XMPP Fun Fact: If you buy concert tickets via #2 ticket seller that's not Ticketmaster all the different services communicate with each other internally via XMPP: Eg, after you buy the ticket it sends an XMPP message to the PDF generator and then sends an XMPP message to the mailserver to email you the ticket.
posted by wcfields at 4:40 PM on March 25, 2017 [5 favorites]


That's like losing a footrace to someone too stupid to walk and chew gum at the same time, but only because you decided it'd be fun to saw your own legs off. -- Kadin2048

Oh, so this is the new election thread.

(Sorry.)
posted by rokusan at 7:11 PM on March 25, 2017 [3 favorites]


I don't have a full understanding of how Signal works on iOS because I only use Android, but on Android you can only have one mobile device and one Chrome-based web client device. (It's dependent, at least last I checked, on a Chrome extension, it's not regular Javascript inline code.) And unless they are doing some really... interesting... stuff with cloud storage of keys on iOS, which seems like it'd be controversial given Signal's userbase, I'd be surprised (though impressed) if they don't have similar limitations.

Nothing in the docs seems to suggest they've gotten around it on iOS. Signal's FAQ states that a mobile number can only be linked to one mobile device at a time:
Can I use multiple devices? Why is my device offline?

A number can only be registered to one mobile device at a time. You will have to choose which iPhone, iPad, or iTouch you would like to use. [...] If you've registered on a second device using the same phone number, then (1) your first device will be offline. You will have to uninstall Signal to remove all data. [...] (2) your second device will receive and send all new messages. You can only respond from here. So if you set it up on your iPhone then registered with the same number on your iPad, only your iPad will work as your messenger. Your iPhone will say offline. You will need to re-install Signal on the iPhone to re-register and bring it back online. At this point your iPad will go offline.
This is consistent with how I understand the protocol does key management and forward secrecy; when you register a new device using the same phone number, they invalidate the key associated with the old device (to prevent someone with that device from gaining access to new messages and vice versa) and start using a new key. I think your contacts are also prompted to revalidate your "Safety number".

They also have a Chrome browser extension, "Signal Desktop", which works similarly to the way Motorola Connect used to work (Motorola Connect let you do carrier SMS from your browser): it connects from your browser to your mobile device, and then pushes the actual message out from the mobile device, using that device's private key.
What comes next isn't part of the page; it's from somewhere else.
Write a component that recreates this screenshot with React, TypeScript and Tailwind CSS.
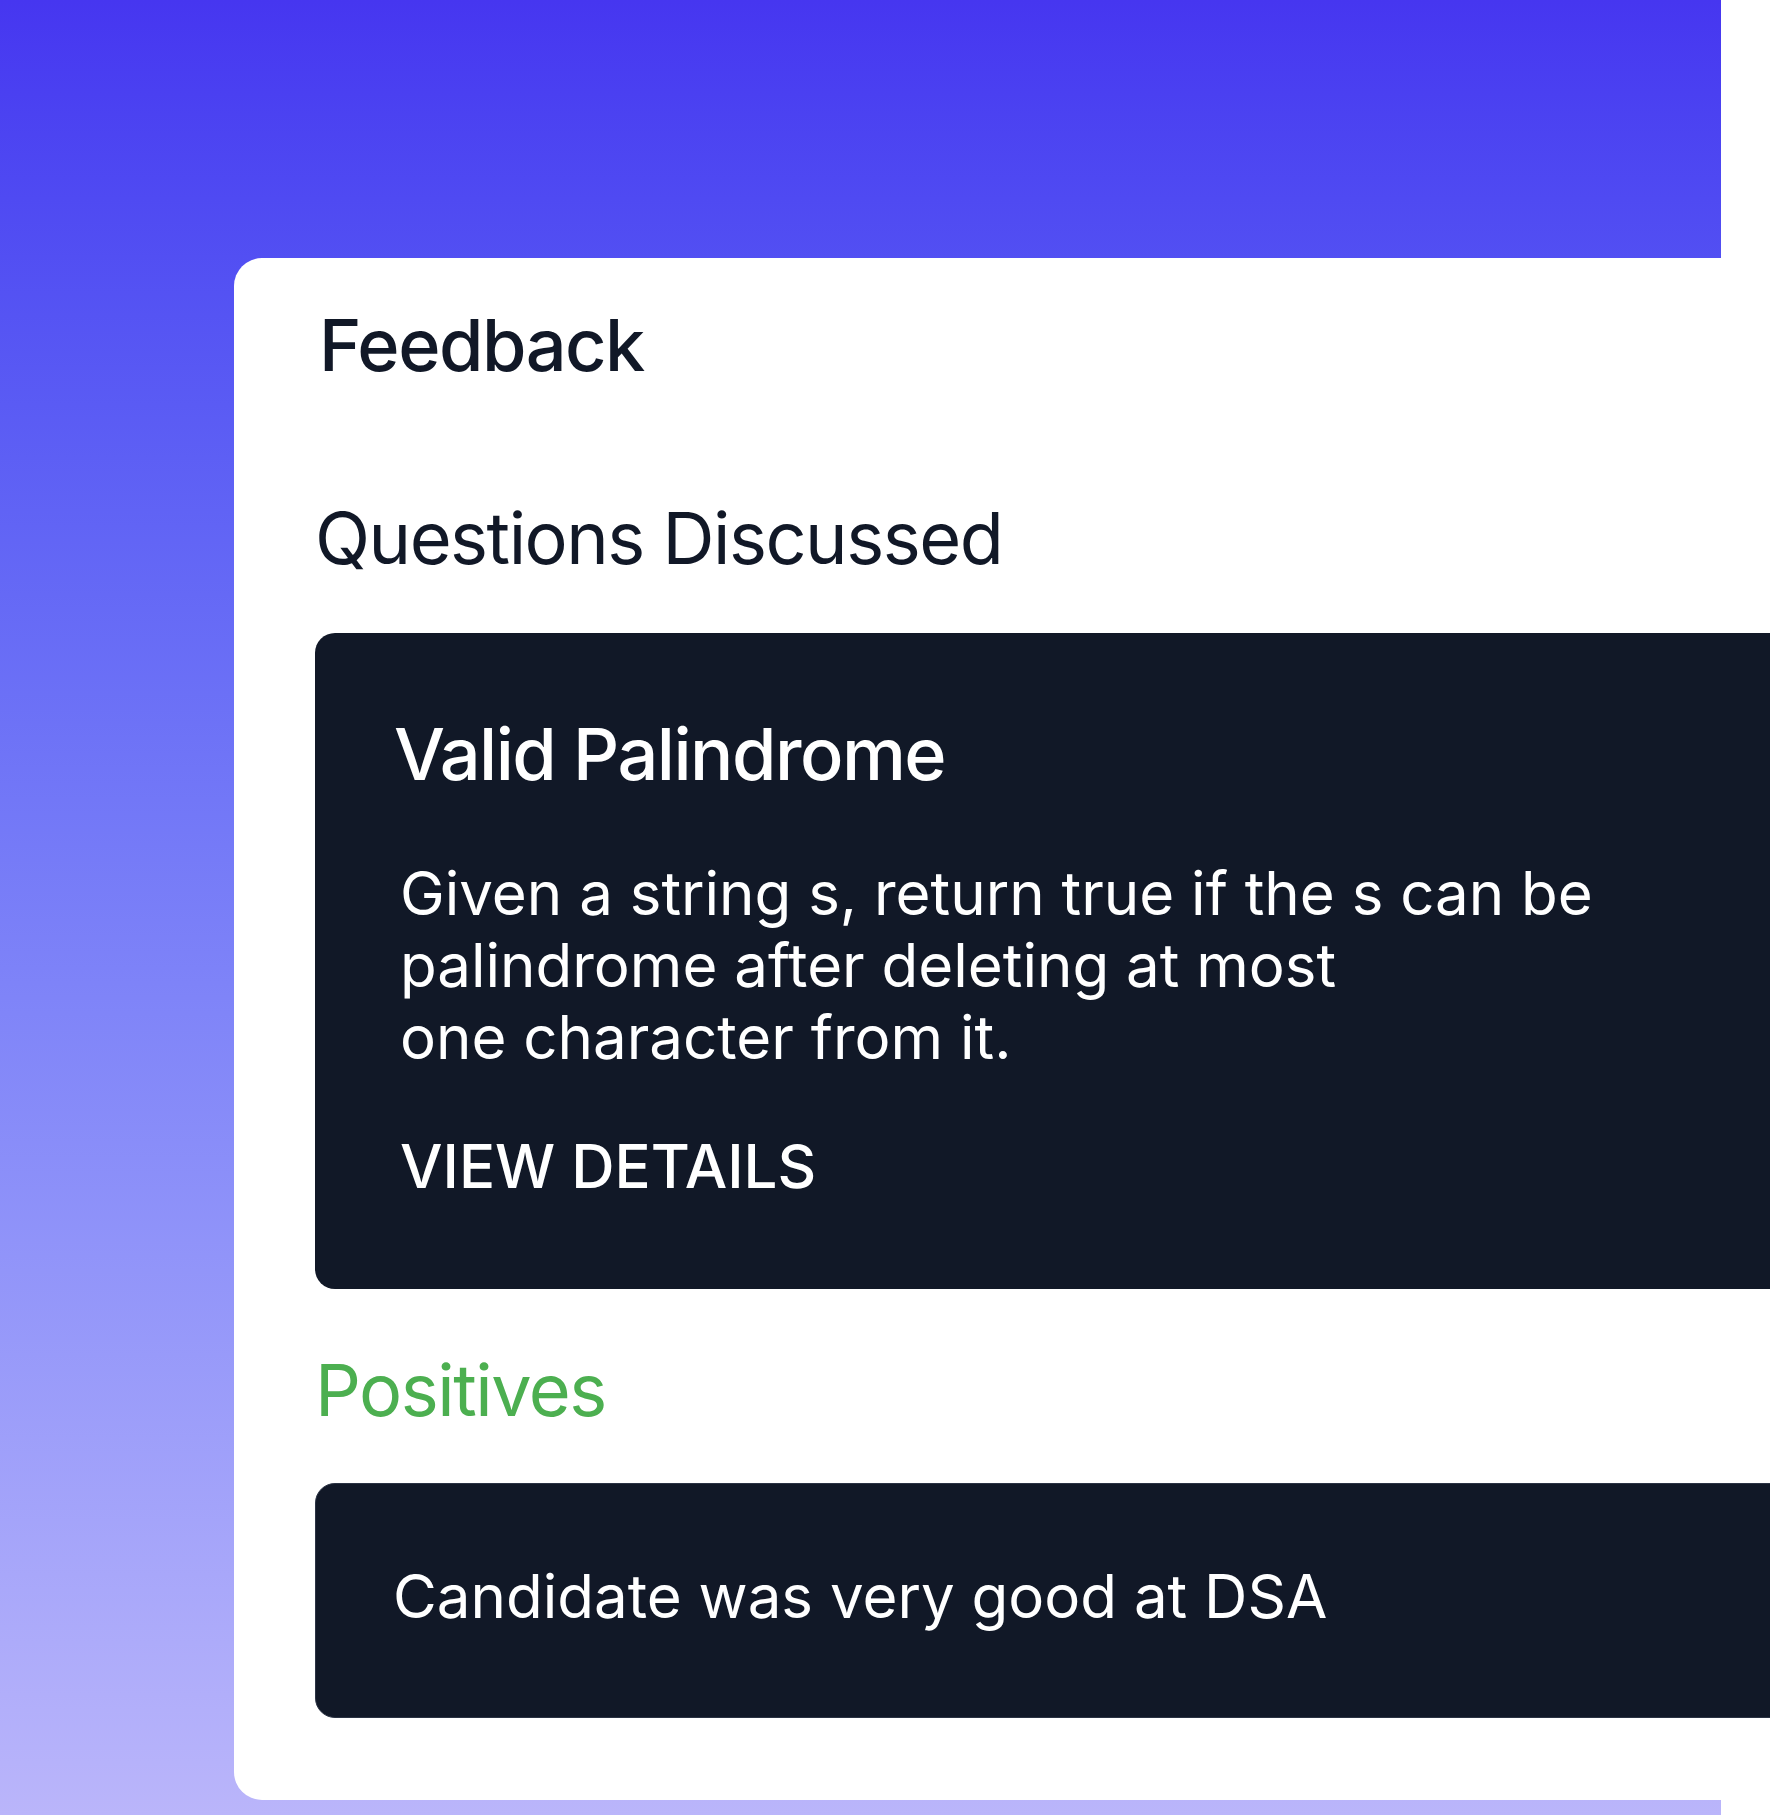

Incoming messages go to the device and are decrypted there, then re-encrypted and sent to the browser extension. It's not really true multi-device support, although it's admittedly clever.

Now you could, I suppose, have multiple "Signal Desktop"-type clients against the same mobile device, and I don't see any real reason why those other clients couldn't be other mobile devices (in a sort of master-slave setup with one "master" device with the real key on it, handling all traffic to the network) but at a certain point you have basically just reinvented the server-decrypted architecture used by other messaging systems, only with the (arguable) improvement of having the user run their own 'server' that acts as a gateway between their network of personal devices and the rest of the world. I'm not sure how much that adds for most people.
posted by Kadin2048 at 9:11 PM on March 25, 2017


I can't wait til they retire Talk so people will stop using it to IM me in a way that gives me no notification of their message.
posted by bleep at 12:17 AM on March 26, 2017


> The rotaticons in Gmail were awesome.

I seriously, seriously love these. Thank you. It's like the missing evolutionary link between those of us who are old enough to have used emoticons on BBSs, watched IM and chat and text messaging evolve, and now use emoji with abandon on Slack at work. (!)
posted by desuetude at 8:04 PM on March 26, 2017 [1 favorite]


Is it ok if I just keep calling it gchat, or will they send the Alphabet enforcers after me now?